Tragically, the events of March 11 were not the only recent natural disasters. As many know, the southern United States were hit by a tornado outbreak in late April, with 259 tornadoes being reported on April 27th alone. Alabama, the state which suffered the worst from this storm system, has been reeling from the destruction and deaths, but recently received some aid from an unlikely source.
On Thursday, May 5th, the Japan International Cooperation Agency (JICA) delivered $120,000 worth of blankets and tarps to Montgomery, Alabama for use by aid workers in the region. Birmingham NBC affiliate WVTM has the story.
The Consul-General of Japan in Atlanta (which oversees much of the American southeast) was on hand to help deliver the relief goods. According to Consul General Takuji Hanatani, the Japanese “are very much grateful for [America’s] strong support. Not only the U.S. government assistance, but the American people. The businesses, corporations, and individuals that provided assistance, made a donation and simply offered a prayer. We will never forget this friendship.”

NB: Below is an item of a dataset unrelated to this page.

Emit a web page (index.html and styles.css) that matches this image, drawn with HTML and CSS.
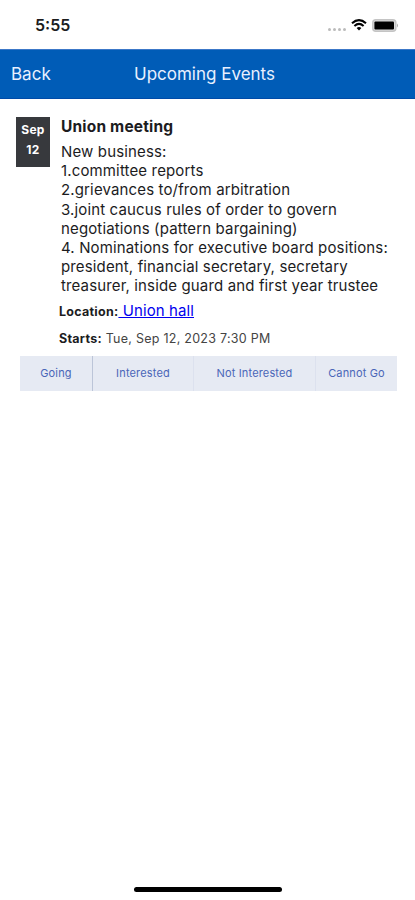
FILE: index.html
```
<!DOCTYPE html>
<html lang="en">
    <head>
        <meta charset="utf-8">
        <title>Upcoming Events</title>
        <link rel="stylesheet" href="styles.css">
    </head>
    <body>
        <div class="status_bar">
            <span class="time">5:55</span>
            <div class="status_icons">
                <div class="signal"><i></i><i></i><i></i><i></i></div>
                <svg class="wifi" width="16" height="12" viewBox="0 0 16 12">
                    <path d="M1 4.2 Q8 -2 15 4.2" fill="none" stroke="#000" stroke-width="2.1"/>
                    <path d="M3.4 7 Q8 2.8 12.6 7" fill="none" stroke="#000" stroke-width="2"/>
                    <path d="M5.6 9 Q8 7 10.4 9 L8 11.6 Z"/>
                </svg>
                <svg class="battery" width="27" height="13" viewBox="0 0 27 13">
                    <rect x="0.8" y="0.8" width="23" height="11.4" rx="3" fill="#ddd" stroke="#c4c4c4" stroke-width="1.5"/>
                    <rect x="2.4" y="2.6" width="19.6" height="7.8" rx="1"/>
                    <path d="M25 4.5 Q27 6.5 25 8.5 Z" fill="#aaa"/>
                </svg>
            </div>
        </div>

        <header>
            <a class="back">Back</a>
            <h1>Upcoming Events</h1>
        </header>

        <div class="event">
            <div class="date">
                <div>Sep</div>
                <div>12</div>
            </div>
            <div class="details">
                <h2>Union meeting</h2>
                <p class="description">New business:<br>
                1.committee reports<br>
                2.grievances to/from arbitration<br>
                3.joint caucus rules of order to govern<br>
                negotiations (pattern bargaining)<br>
                4. Nominations for executive board positions:<br>
                president, financial secretary, secretary<br>
                treasurer, inside guard and first year trustee</p>
                <p class="location"><b>Location:</b><a href="#">&nbsp;Union hall</a></p>
                <p class="starts"><b>Starts:</b> Tue, Sep 12, 2023 7:30 PM</p>
            </div>
        </div>

        <div class="responses">
            <div class="response going">Going</div>
            <div class="response">Interested</div>
            <div class="response">Not Interested</div>
            <div class="response">Cannot Go</div>
        </div>

        <div class="home_bar"></div>
    </body>
</html>
```

FILE: styles.css
```
* {
    box-sizing: border-box;
}
body {
    margin: 0;
    height: 900px;
    display: flex;
    flex-direction: column;
    background-color: white;
    color: #1c1c1e;
    font-family: Inter, "Liberation Sans", sans-serif;
}
h1, h2, p {
    margin: 0;
}
.status_bar {
    height: 49px;
    padding: 1px 16px 0 35px;
    display: flex;
    align-items: center;
    justify-content: space-between;
}
.time {
    font-size: 16px;
    font-weight: 600;
}
.status_icons {
    display: flex;
    align-items: center;
    gap: 5px;
}
.signal {
    display: flex;
    gap: 2px;
    padding-top: 8px;
}
.signal i {
    width: 3px;
    height: 3px;
    border-radius: 50%;
    background-color: #bbb;
}
header {
    height: 50px;
    padding: 0 11px;
    display: grid;
    grid-template-columns: 1fr auto 1fr;
    align-items: center;
    background-color: #005cb7;
    border-top: 1px solid #3c78c8;
    border-bottom: 1px solid #004ba8;
    color: #e8f0ff;
}
.back {
    font-size: 17px;
}
h1 {
    font-size: 17px;
    font-weight: 400;
    padding-right: 6px;
}
.event {
    display: flex;
    gap: 11px;
    padding: 18px 0 0 16px;
}
.date {
    width: 34px;
    height: 50px;
    padding-top: 3px;
    background-color: #37393d;
    color: white;
    font-size: 12px;
    font-weight: 700;
    line-height: 20px;
    letter-spacing: 0.3px;
    text-align: center;
}
h2 {
    font-size: 15.5px;
    font-weight: 700;
    line-height: 20px;
    letter-spacing: 0.18px;
}
.description {
    margin-top: 5px;
    font-size: 15px;
    line-height: 19.2px;
    letter-spacing: 0.14px;
    white-space: nowrap;
}
.location, .starts {
    margin-left: -2px;
    font-size: 12.5px;
    line-height: 20px;
    letter-spacing: 0.26px;
}
.location {
    margin-top: 5px;
}
.location a {
    font-size: 15px;
    letter-spacing: 0.1px;
    color: #0000ee;
}
.starts {
    margin-top: 7px;
    color: #444;
}
b {
    color: #1c1c1e;
}
.responses {
    width: 377px;
    height: 35px;
    margin: 7px 0 0 20px;
    display: grid;
    grid-template-columns: 73px 101px 122px 81px;
    background-color: #e6eaf3;
}
.response {
    border-right: 1px solid #dce1ee;
    color: #4a66b8;
    font-size: 11px;
    line-height: 34px;
    letter-spacing: 0.16px;
    text-align: center;
}
.going {
    border-right-color: #bcc5d8;
}
.response:last-child {
    border-right: none;
}
.home_bar {
    width: 148px;
    height: 5px;
    margin: auto auto 8px 134px;
    border-radius: 3px;
    background-color: black;
}
```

JICA is a governmental agency which oversees the official development assistance (ODA) programs of the country. ODA has been at the forefront of Japanese foreign policy for years, but it is a welcome surprise to see the government resuming ODA operations this soon after the triple disaster in Tōhoku. Online current affairs magazine The Diplomat recently posted an editorial on the short-term future of Japan’s foreign assistance programs, noting that:
Indeed, the effect on ODA is already being felt. The cabinet has adopted its first $49 billion supplementary budget to finance reconstruction, but instead of issuing deficit-covering bonds, the government is reallocating funds. As part of this, ODA for FY2011 will be reduced by 10 percent, meaning an about $611 million cut. Yet while this reduction is undoubtedly significant, it’s half the figure that was originally floated, a number that would have slashed Japan’s ODA to $5.37 billion—about what it was in 1982.
Japan is arguably more vulnerable than it has ever been since the dark days of its World War Two defeat, and, given the tremendous costs of recovery from last month’s disaster, it would in many ways be understandable if the country decided to turn inward. But while tempting in the short term, doing so would be a mistake in the long term. Thankfully, so far at least, Japan’s leaders don’t see reconstruction and engagement as a zero-sum game.
Perhaps the best lesson to take away from this story is that the relationship between Japan and the United States is never a one-way street. The unselfish and mutually beneficial ties between the two nations can be seen even as one faces its toughest challenge in decades. We in America thank Japan for its effort to help the people of Alabama, and will continue to work for the benefit of people on both sides of the U.S.-Japan friendship.